Transcribe all of the material exactly. Any picture in it should be left out.

**GIVEN INFORMATION**
◆ ◆ ◆ ◆

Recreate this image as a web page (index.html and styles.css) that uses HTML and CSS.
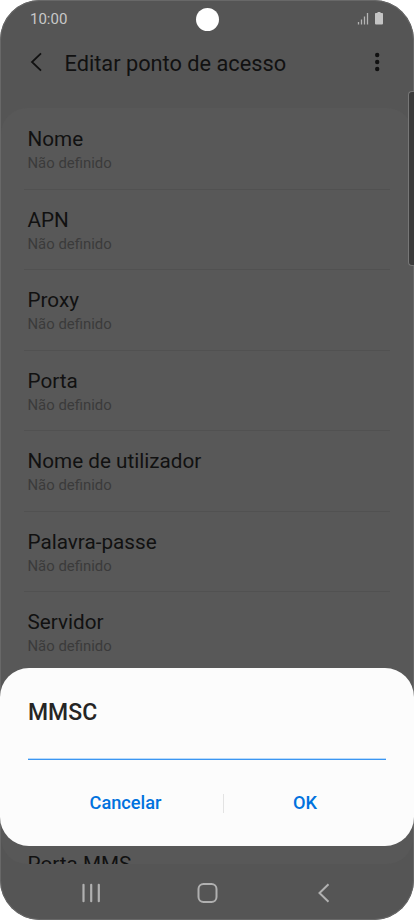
FILE: index.html
```
<!doctype html>

<html lang="pt">
<head>
  <meta charset="utf-8">
  <meta name="viewport" content="width=device-width, initial-scale=1">

  <title>Editar ponto de acesso</title>

  <link rel="stylesheet" href="styles.css">
</head>
<body>
  <div class="phone">
    <div class="status-bar">
      <span class="time">10:00</span>
      <svg class="status-icons" width="28" height="14" viewBox="0 0 28 14">
        <path d="M1.500 10v2.500M4.500 7.500v5M7.500 4.500v8M10.500 1v11.500" stroke="#b4b4b4" stroke-width="1.300"/>
        <path d="M20.500 0h3v1h1.700a.8.8 0 0 1 .8.8V11.500a1 1 0 0 1-1 1h-6a1 1 0 0 1-1-1V1.800a.8.8 0 0 1 .8-.8h1.700z" fill="#c4c4c4"/>
      </svg>
    </div>
    <div class="camera"></div>

    <header>
      <svg class="back" width="14" height="20" viewBox="0 0 14 20">
        <path d="M12 1.300 3 10l9 8.700" fill="none" stroke="#111" stroke-width="1.800"/>
      </svg>
      <h1>Editar ponto de acesso</h1>
      <svg class="more" width="6" height="20" viewBox="0 0 6 20">
        <g fill="#111"><circle cx="3.200" cy="3" r="2.200"/><circle cx="3.200" cy="10" r="2.200"/><circle cx="3.200" cy="17" r="2.200"/></g>
      </svg>
    </header>

    <main>
      <ul>
        <li><h2>Nome</h2><p>Não definido</p></li>
        <li><h2>APN</h2><p>Não definido</p></li>
        <li><h2>Proxy</h2><p>Não definido</p></li>
        <li><h2>Porta</h2><p>Não definido</p></li>
        <li><h2>Nome de utilizador</h2><p>Não definido</p></li>
        <li><h2>Palavra-passe</h2><p>Não definido</p></li>
        <li><h2>Servidor</h2><p>Não definido</p></li>
        <!-- two rows behind the dialog -->
        <li></li>
        <li></li>
        <li><h2>Porta MMS</h2></li>
      </ul>
    </main>

    <nav>
      <svg width="20" height="20" viewBox="0 0 20 20">
        <path d="M2.500 1.800v16.400M10.200 1.800v16.400M17.800 1.800v16.400" stroke="#b0b0b0" stroke-width="2.200" stroke-linecap="round"/>
      </svg>
      <svg width="21" height="20" viewBox="0 0 21 20">
        <rect x="1.500" y="1" width="18" height="18" rx="5" fill="none" stroke="#b0b0b0" stroke-width="2"/>
      </svg>
      <svg width="20" height="20" viewBox="0 0 20 20">
        <path d="M14.500 1.300 5.500 10l9 8.700" fill="none" stroke="#b0b0b0" stroke-width="2"/>
      </svg>
    </nav>

    <div class="edge-handle"></div>

    <div class="dialog">
      <h3>MMSC</h3>
      <div class="field" role="textbox" aria-label="MMSC" contenteditable="true"></div>
      <div class="buttons">
        <button>Cancelar</button>
        <span class="separator"></span>
        <button>OK</button>
      </div>
    </div>
  </div>
</body>
</html>
```

FILE: styles.css
```
* {
  box-sizing: border-box;
}
body {
  background-color: white;
  font-family: Roboto, sans-serif;
  margin: 0;
}
h1, h2, h3, p {
  font-weight: 400;
  margin: 0;
}
.phone {
  background-color: #555;
  border-radius: 40px;
  box-shadow: inset 0 0 0 1px #686868;
  display: flex;
  flex-direction: column;
  height: 920px;
  overflow: hidden;
  padding: 1px;
  position: relative;
  width: 414px;
}
.status-bar {
  align-items: center;
  display: flex;
  height: 36px;
  justify-content: space-between;
  padding: 0 28px 0 29px;
}
.time {
  color: #c8c8c8;
  font-size: 15px;
  line-height: 36px;
}
.camera {
  background-color: white;
  border-radius: 50%;
  height: 23px;
  left: 195.5px;
  position: absolute;
  top: 7.5px;
  width: 23px;
}
header {
  align-items: center;
  display: flex;
  height: 71px;
  padding: 0 33px 21px 27.5px;
}
h1 {
  color: #111;
  flex-grow: 1;
  font-size: 21.75px;
  line-height: 26px;
  margin-left: 22px;
  padding-top: 3px;
}
main {
  background-color: #585858;
  border-radius: 26px;
  height: 756px;
  overflow: hidden;
  padding: 1px 23px 0;
}
ul {
  list-style-type: none;
  margin: 0;
  padding: 0;
}
li {
  border-bottom: 1px solid #515151;
  height: 80.5px;
  padding: 17px 3.5px 0;
}
h2 {
  color: #111;
  font-size: 20.7px;
  line-height: 26px;
}
li p {
  color: #3b3b3b;
  font-size: 14.9px;
  line-height: 22px;
}
nav {
  align-items: center;
  display: flex;
  flex-grow: 1;
  gap: 96px;
  justify-content: center;
  padding-top: 2px;
}
.edge-handle {
  background-color: #3b3b3b;
  border: 1px solid #777;
  border-radius: 4px 0 0 4px;
  border-right: 0;
  height: 175px;
  position: absolute;
  right: 0;
  top: 91px;
  width: 6px;
}
.dialog {
  background-color: #fcfcfc;
  border-radius: 29px;
  height: 178px;
  left: 0;
  padding: 31px 28px 0;
  position: absolute;
  top: 668px;
  width: 414px;
}
h3 {
  color: #252525;
  font-size: 23px;
  font-weight: 500;
  line-height: 28px;
}
.field {
  border-bottom: 1px solid #3b96f2;
  box-shadow: inset 0 -1px #b8dafa;
  font-size: 20px;
  height: 33px;
  outline: none;
}
.buttons {
  align-items: center;
  display: flex;
  height: 86px;
}
button {
  background: none;
  border: 0;
  color: #0072de;
  font-family: inherit;
  font-size: 18.2px;
  font-weight: 500;
  line-height: 22px;
  padding: 0;
  width: 195px;
}
button:last-child {
  width: 162px;
}
.separator {
  background-color: #e3e3e3;
  height: 19px;
  width: 1px;
}
```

◆ ◆ ◆ ◆

**ANSWER FOR THIS EXERCISE**
Recreate this image as a web page (index.html and styles.css) that uses HTML and CSS.
FILE: index.html
```
<!doctype html>

<html lang="pt">
<head>
  <meta charset="utf-8">
  <meta name="viewport" content="width=device-width, initial-scale=1">

  <title>Editar ponto de acesso</title>

  <link rel="stylesheet" href="styles.css">
</head>
<body>
  <div class="phone">
    <div class="status-bar">
      <span class="time">10:00</span>
      <svg class="status-icons" width="28" height="14" viewBox="0 0 28 14">
        <path d="M1.500 10v2.500M4.500 7.500v5M7.500 4.500v8M10.500 1v11.500" stroke="#b4b4b4" stroke-width="1.300"/>
        <path d="M20.500 0h3v1h1.700a.8.8 0 0 1 .8.8V11.500a1 1 0 0 1-1 1h-6a1 1 0 0 1-1-1V1.800a.8.8 0 0 1 .8-.8h1.700z" fill="#c4c4c4"/>
      </svg>
    </div>
    <div class="camera"></div>

    <header>
      <svg class="back" width="14" height="20" viewBox="0 0 14 20">
        <path d="M12 1.300 3 10l9 8.700" fill="none" stroke="#111" stroke-width="1.800"/>
      </svg>
      <h1>Editar ponto de acesso</h1>
      <svg class="more" width="6" height="20" viewBox="0 0 6 20">
        <g fill="#111"><circle cx="3.200" cy="3" r="2.200"/><circle cx="3.200" cy="10" r="2.200"/><circle cx="3.200" cy="17" r="2.200"/></g>
      </svg>
    </header>

    <main>
      <ul>
        <li><h2>Nome</h2><p>Não definido</p></li>
        <li><h2>APN</h2><p>Não definido</p></li>
        <li><h2>Proxy</h2><p>Não definido</p></li>
        <li><h2>Porta</h2><p>Não definido</p></li>
        <li><h2>Nome de utilizador</h2><p>Não definido</p></li>
        <li><h2>Palavra-passe</h2><p>Não definido</p></li>
        <li><h2>Servidor</h2><p>Não definido</p></li>
        <!-- two rows behind the dialog -->
        <li></li>
        <li></li>
        <li><h2>Porta MMS</h2></li>
      </ul>
    </main>

    <nav>
      <svg width="20" height="20" viewBox="0 0 20 20">
        <path d="M2.500 1.800v16.400M10.200 1.800v16.400M17.800 1.800v16.400" stroke="#b0b0b0" stroke-width="2.200" stroke-linecap="round"/>
      </svg>
      <svg width="21" height="20" viewBox="0 0 21 20">
        <rect x="1.500" y="1" width="18" height="18" rx="5" fill="none" stroke="#b0b0b0" stroke-width="2"/>
      </svg>
      <svg width="20" height="20" viewBox="0 0 20 20">
        <path d="M14.500 1.300 5.500 10l9 8.700" fill="none" stroke="#b0b0b0" stroke-width="2"/>
      </svg>
    </nav>

    <div class="edge-handle"></div>

    <div class="dialog">
      <h3>MMSC</h3>
      <div class="field" role="textbox" aria-label="MMSC" contenteditable="true"></div>
      <div class="buttons">
        <button>Cancelar</button>
        <span class="separator"></span>
        <button>OK</button>
      </div>
    </div>
  </div>
</body>
</html>
```

FILE: styles.css
```
* {
  box-sizing: border-box;
}
body {
  background-color: white;
  font-family: Roboto, sans-serif;
  margin: 0;
}
h1, h2, h3, p {
  font-weight: 400;
  margin: 0;
}
.phone {
  background-color: #555;
  border-radius: 40px;
  box-shadow: inset 0 0 0 1px #686868;
  display: flex;
  flex-direction: column;
  height: 920px;
  overflow: hidden;
  padding: 1px;
  position: relative;
  width: 414px;
}
.status-bar {
  align-items: center;
  display: flex;
  height: 36px;
  justify-content: space-between;
  padding: 0 28px 0 29px;
}
.time {
  color: #c8c8c8;
  font-size: 15px;
  line-height: 36px;
}
.camera {
  background-color: white;
  border-radius: 50%;
  height: 23px;
  left: 195.5px;
  position: absolute;
  top: 7.5px;
  width: 23px;
}
header {
  align-items: center;
  display: flex;
  height: 71px;
  padding: 0 33px 21px 27.5px;
}
h1 {
  color: #111;
  flex-grow: 1;
  font-size: 21.75px;
  line-height: 26px;
  margin-left: 22px;
  padding-top: 3px;
}
main {
  background-color: #585858;
  border-radius: 26px;
  height: 756px;
  overflow: hidden;
  padding: 1px 23px 0;
}
ul {
  list-style-type: none;
  margin: 0;
  padding: 0;
}
li {
  border-bottom: 1px solid #515151;
  height: 80.5px;
  padding: 17px 3.5px 0;
}
h2 {
  color: #111;
  font-size: 20.7px;
  line-height: 26px;
}
li p {
  color: #3b3b3b;
  font-size: 14.9px;
  line-height: 22px;
}
nav {
  align-items: center;
  display: flex;
  flex-grow: 1;
  gap: 96px;
  justify-content: center;
  padding-top: 2px;
}
.edge-handle {
  background-color: #3b3b3b;
  border: 1px solid #777;
  border-radius: 4px 0 0 4px;
  border-right: 0;
  height: 175px;
  position: absolute;
  right: 0;
  top: 91px;
  width: 6px;
}
.dialog {
  background-color: #fcfcfc;
  border-radius: 29px;
  height: 178px;
  left: 0;
  padding: 31px 28px 0;
  position: absolute;
  top: 668px;
  width: 414px;
}
h3 {
  color: #252525;
  font-size: 23px;
  font-weight: 500;
  line-height: 28px;
}
.field {
  border-bottom: 1px solid #3b96f2;
  box-shadow: inset 0 -1px #b8dafa;
  font-size: 20px;
  height: 33px;
  outline: none;
}
.buttons {
  align-items: center;
  display: flex;
  height: 86px;
}
button {
  background: none;
  border: 0;
  color: #0072de;
  font-family: inherit;
  font-size: 18.2px;
  font-weight: 500;
  line-height: 22px;
  padding: 0;
  width: 195px;
}
button:last-child {
  width: 162px;
}
.separator {
  background-color: #e3e3e3;
  height: 19px;
  width: 1px;
}
```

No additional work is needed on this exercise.